▶ _Supplied material_:
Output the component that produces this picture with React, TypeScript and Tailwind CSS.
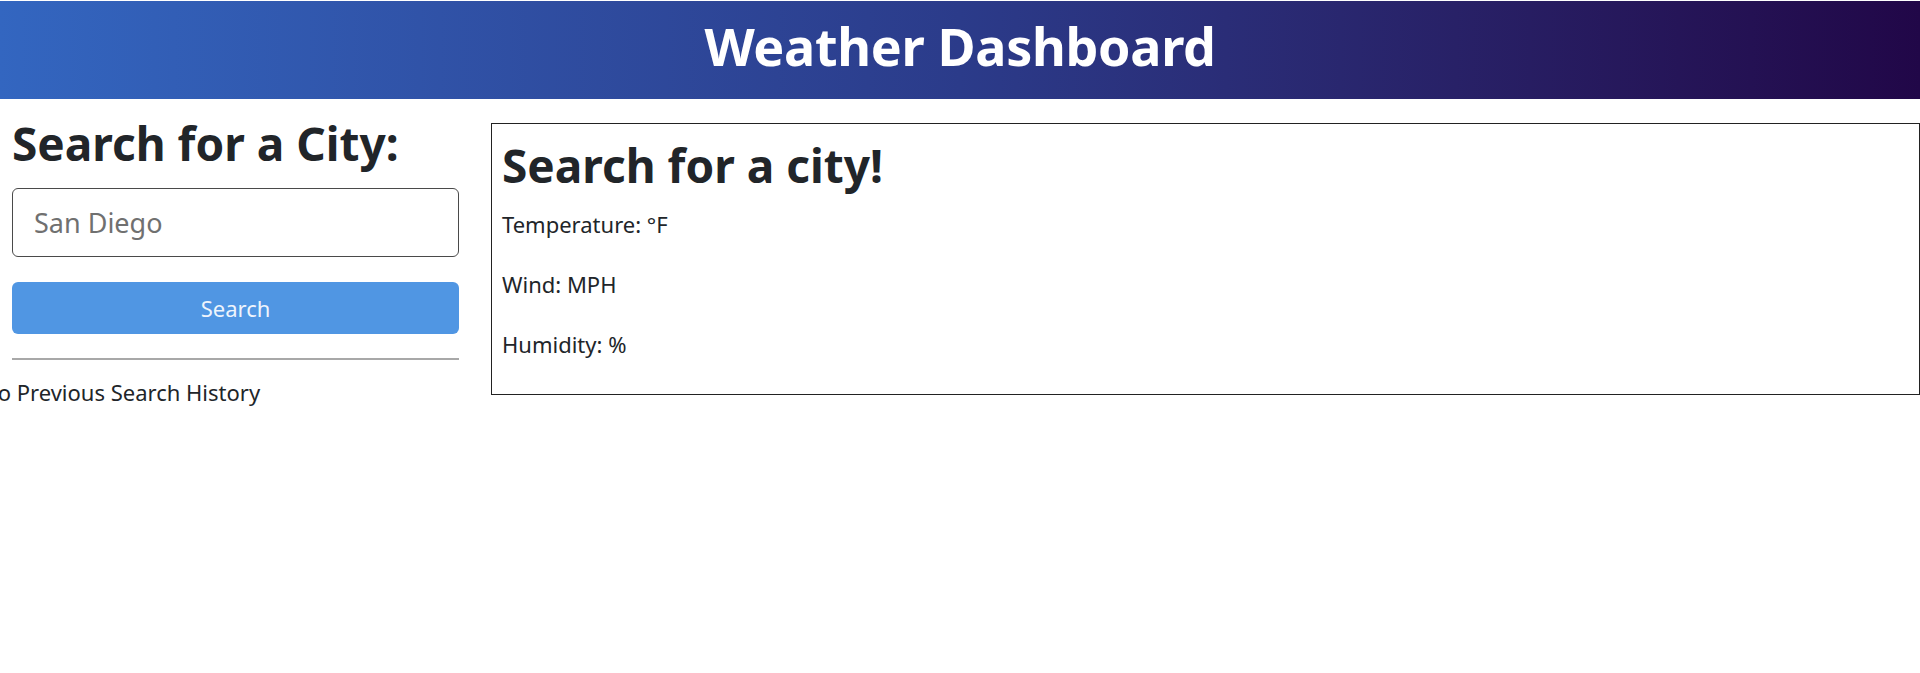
export default function App() {
  return (
    <div className="min-h-[673px] bg-white text-[#212529] font-['Noto_Sans',sans-serif]">
      <header className="mt-px flex h-[98px] items-center justify-center bg-gradient-to-r from-[#3366c0] via-[#2b3b8a] to-[#210748] pb-[8px]">
        <h1 className="text-[52px] font-bold leading-none tracking-[-0.3px] text-white">Weather Dashboard</h1>
      </header>

      <div className="flex items-start gap-[32px] pt-[24px]">
        <aside className="w-[459px] shrink-0 pl-[12px]">
          <h2 className="-mt-[7px] text-[46px] font-bold leading-[1.2]">Search for a City:</h2>
          <form className="mt-[17px] flex flex-col gap-[25px]" onSubmit={(e) => e.preventDefault()}>
            <input
              type="text"
              placeholder="San Diego"
              className="h-[69px] w-full rounded-[6px] border border-[#4a4a4a] px-[21px] text-[27px] placeholder:text-[#707070] outline-none"
            />
            <button
              type="submit"
              className="h-[52px] w-full rounded-[6px] bg-[#5096e3] text-[22px] text-[#eef4fc]"
            >
              Search
            </button>
          </form>
          <hr className="mt-[24px] border-t-2 border-[#a8a8a8]" />
          <p className="-ml-[31px] mt-[16px] whitespace-nowrap text-[22px] leading-[1.5]">No Previous Search History</p>
        </aside>

        <section className="flex-1 border border-[#222] px-[10px] pb-[8px] pt-[14px]">
          <h1 className="mb-[13px] text-[46px] font-bold leading-[1.2]">Search for a city!</h1>
          <p className="mb-[24px] text-[22px] leading-[36px]">Temperature: °F</p>
          <p className="mb-[24px] text-[22px] leading-[36px]">Wind: MPH</p>
          <p className="mb-[24px] text-[22px] leading-[36px]">Humidity: %</p>
        </section>
      </div>
    </div>
  );
}
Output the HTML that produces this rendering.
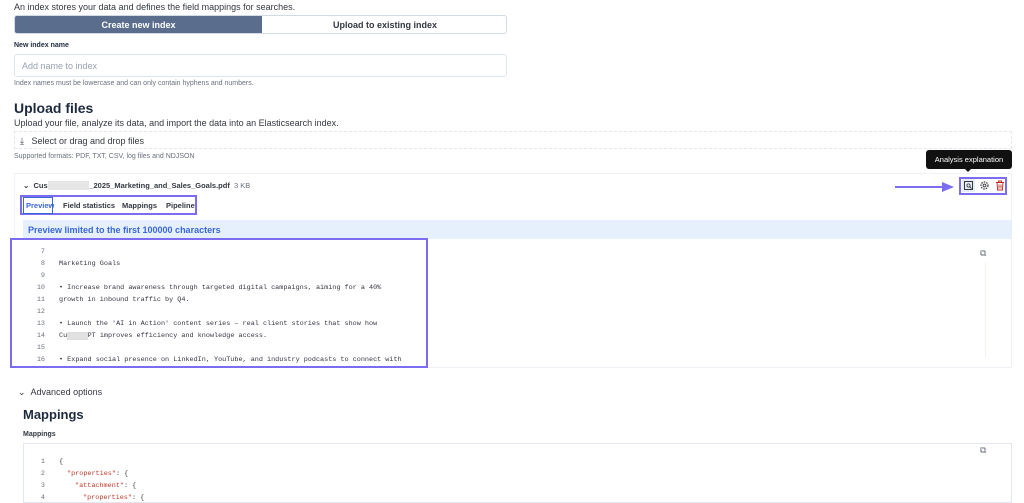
<!DOCTYPE html>
<html><head><meta charset="utf-8"><style>
*{box-sizing:border-box;margin:0;padding:0}
body{width:1024px;height:500px;overflow:hidden;background:#fff;font-family:"Liberation Sans",sans-serif;color:#1d2a3e;position:relative}
.a{position:absolute}
.mono{font-family:"Liberation Mono",monospace;font-size:6.8px;color:#343741;white-space:nowrap}
.ln{position:absolute;width:20px;text-align:right;font-family:"Liberation Mono",monospace;font-size:6.8px;color:#69707d}
</style></head><body>
<div class="a" style="left:14px;top:2px;font-size:9px;color:#343741">An index stores your data and defines the field mappings for searches.</div>
<div class="a" style="left:14px;top:15px;width:493px;height:19px;border:1px solid #d3dae6;border-radius:3px;overflow:hidden">
 <div class="a" style="left:0;top:0;width:247px;height:19px;background:#5a6d8c;color:#fff;font-size:9px;font-weight:bold;text-align:center;line-height:18px">Create new index</div>
 <div class="a" style="left:247px;top:0;width:246px;height:19px;color:#343741;font-size:9px;font-weight:bold;text-align:center;line-height:18px">Upload to existing index</div>
</div>
<div class="a" style="left:14px;top:42px;font-size:7px;font-weight:bold">New index name</div>
<div class="a" style="left:14px;top:54px;width:493px;height:23px;border:1px solid #dfe5ef;border-radius:3px;font-size:9px;color:#98a2b3;padding:6px 7px">Add name to index</div>
<div class="a" style="left:14px;top:80px;font-size:7px;color:#69707d">Index names must be lowercase and can only contain hyphens and numbers.</div>
<div class="a" style="left:14px;top:100px;font-size:14px;font-weight:bold">Upload files</div>
<div class="a" style="left:14px;top:118px;font-size:9px;color:#343741">Upload your file, analyze its data, and import the data into an Elasticsearch index.</div>
<div class="a" style="left:14px;top:131px;width:998px;height:18px;border:1px dashed #e3e8f0;font-size:9px;color:#343741;padding:4px 0 0 5px">⤓ &nbsp; Select or drag and drop files</div>
<div class="a" style="left:14px;top:153px;font-size:7px;color:#69707d">Supported formats: PDF, TXT, CSV, log files and NDJSON</div>
<div class="a" style="left:14px;top:173px;width:998px;height:195px;border:1px solid #eef1f6"></div>
<div class="a" style="left:23px;top:181px;font-size:7.5px;font-weight:bold;color:#343741">⌄ &nbsp;Cus<span style="background:#e6e6e6;color:#e6e6e6">xxxxxxxxxx</span>_2025_Marketing_and_Sales_Goals.pdf <span style="font-weight:normal;color:#69707d">&nbsp;3 KB</span></div>
<div class="a" style="left:20px;top:195px;width:177px;height:20px;border:2px solid #7b6cf0"></div>
<div class="a" style="left:23px;top:197px;width:30px;height:17px;border:1px solid #3a67d8"></div>
<div class="a" style="left:26px;top:201px;font-size:7.5px;font-weight:bold;color:#3a67d8">Preview</div>
<div class="a" style="left:63px;top:201px;font-size:7.5px;font-weight:bold;color:#343741">Field statistics</div>
<div class="a" style="left:122px;top:201px;font-size:7.5px;font-weight:bold;color:#343741">Mappings</div>
<div class="a" style="left:166px;top:201px;font-size:7.5px;font-weight:bold;color:#343741">Pipeline</div>
<div class="a" style="left:23px;top:220px;width:989px;height:19px;background:#e6f0fd;font-size:9px;font-weight:bold;color:#3a67d8;padding:5px 5px">Preview limited to the first 100000 characters</div>
<div class="a" style="left:10px;top:238px;width:418px;height:130px;border:2px solid #7b6cf0;overflow:hidden;background:#fff">
 <div class="ln" style="left:13px;top:8px">7</div>
 <div class="ln" style="left:13px;top:20px">8</div><div class="a mono" style="left:47px;top:20px">Marketing Goals</div>
 <div class="ln" style="left:13px;top:32px">9</div>
 <div class="ln" style="left:13px;top:44px">10</div><div class="a mono" style="left:47px;top:44px">• Increase brand awareness through targeted digital campaigns, aiming for a 40%</div>
 <div class="ln" style="left:13px;top:56px">11</div><div class="a mono" style="left:47px;top:56px">growth in inbound traffic by Q4.</div>
 <div class="ln" style="left:13px;top:68px">12</div>
 <div class="ln" style="left:13px;top:80px">13</div><div class="a mono" style="left:47px;top:80px">• Launch the 'AI in Action' content series – real client stories that show how</div>
 <div class="ln" style="left:13px;top:92px">14</div><div class="a mono" style="left:47px;top:92px">Cu<span style="background:#e0e0e0;color:#e0e0e0">xxxxx</span>PT improves efficiency and knowledge access.</div>
 <div class="ln" style="left:13px;top:104px">15</div>
 <div class="ln" style="left:13px;top:116px">16</div><div class="a mono" style="left:47px;top:116px">• Expand social presence on LinkedIn, YouTube, and industry podcasts to connect with</div>
</div>
<div class="a" style="left:980px;top:248px;font-size:9px;color:#69707d">⧉</div>
<div class="a" style="left:985px;top:262px;width:1px;height:95px;background:#eef1f6"></div>
<div class="a" style="left:926px;top:150px;width:86px;height:19px;background:#111;border-radius:3px;color:#fff;font-size:7.5px;text-align:center;line-height:19px">Analysis explanation</div>
<div class="a" style="left:964px;top:168px;width:0;height:0;border-left:4px solid transparent;border-right:4px solid transparent;border-top:4px solid #111"></div>
<div class="a" style="left:895px;top:186px;width:48px;height:2px;background:#7b6cf0"></div>
<div class="a" style="left:942px;top:182px;width:0;height:0;border-top:5px solid transparent;border-bottom:5px solid transparent;border-left:12px solid #7b6cf0"></div>
<div class="a" style="left:959px;top:177px;width:48px;height:18px;border:2px solid #7b6cf0"></div>
<div class="a" style="left:962px;top:179px;width:13px;height:13px;background:#e8ecf3"></div>
<svg class="a" style="left:963px;top:180px" width="11" height="11" viewBox="0 0 11 11"><rect x="1.5" y="1.5" width="8" height="8" fill="none" stroke="#343741"/><circle cx="5.5" cy="5.5" r="1.6" fill="none" stroke="#343741" stroke-width=".8"/><path d="M6.7 6.7L8.5 8.5" stroke="#343741"/></svg>
<svg class="a" style="left:979px;top:180px" width="11" height="11" viewBox="0 0 11 11"><circle cx="5.5" cy="5.5" r="3.5" fill="none" stroke="#343741" stroke-width="1.2" stroke-dasharray="1.6 1"/><circle cx="5.5" cy="5.5" r="1.4" fill="none" stroke="#343741" stroke-width=".9"/></svg>
<svg class="a" style="left:995px;top:180px" width="10" height="11" viewBox="0 0 10 11"><path d="M1 2.5h8M3.5 2.5V1h3v1.5M2 2.5l.6 7.5h4.8l.6-7.5M4 4.5v4M6 4.5v4" fill="none" stroke="#bd271e" stroke-width=".9"/></svg>
<div class="a" style="left:18px;top:387px;font-size:9px;color:#343741">⌄ &nbsp;Advanced options</div>
<div class="a" style="left:23px;top:407px;font-size:13px;font-weight:bold">Mappings</div>
<div class="a" style="left:23px;top:431px;font-size:7px;font-weight:bold;color:#343741">Mappings</div>
<div class="a" style="left:23px;top:443px;width:989px;height:60px;border:1px solid #e3e8f0"></div>
<div class="a" style="left:980px;top:445px;font-size:9px;color:#69707d">⧉</div>
<div class="ln" style="left:25px;top:458px">1</div><div class="a mono" style="left:59px;top:458px">{</div>
<div class="ln" style="left:25px;top:470px">2</div><div class="a mono" style="left:67px;top:470px"><span style="color:#c0392b">"properties"</span>: {</div>
<div class="ln" style="left:25px;top:482px">3</div><div class="a mono" style="left:75px;top:482px"><span style="color:#c0392b">"attachment"</span>: {</div>
<div class="ln" style="left:25px;top:494px">4</div><div class="a mono" style="left:83px;top:494px"><span style="color:#c0392b">"properties"</span>: {</div>
</body></html>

▶ _What is required_: Count every line of the records that holds "with". State the number, nothing else.

▶ _Exercise result_: 2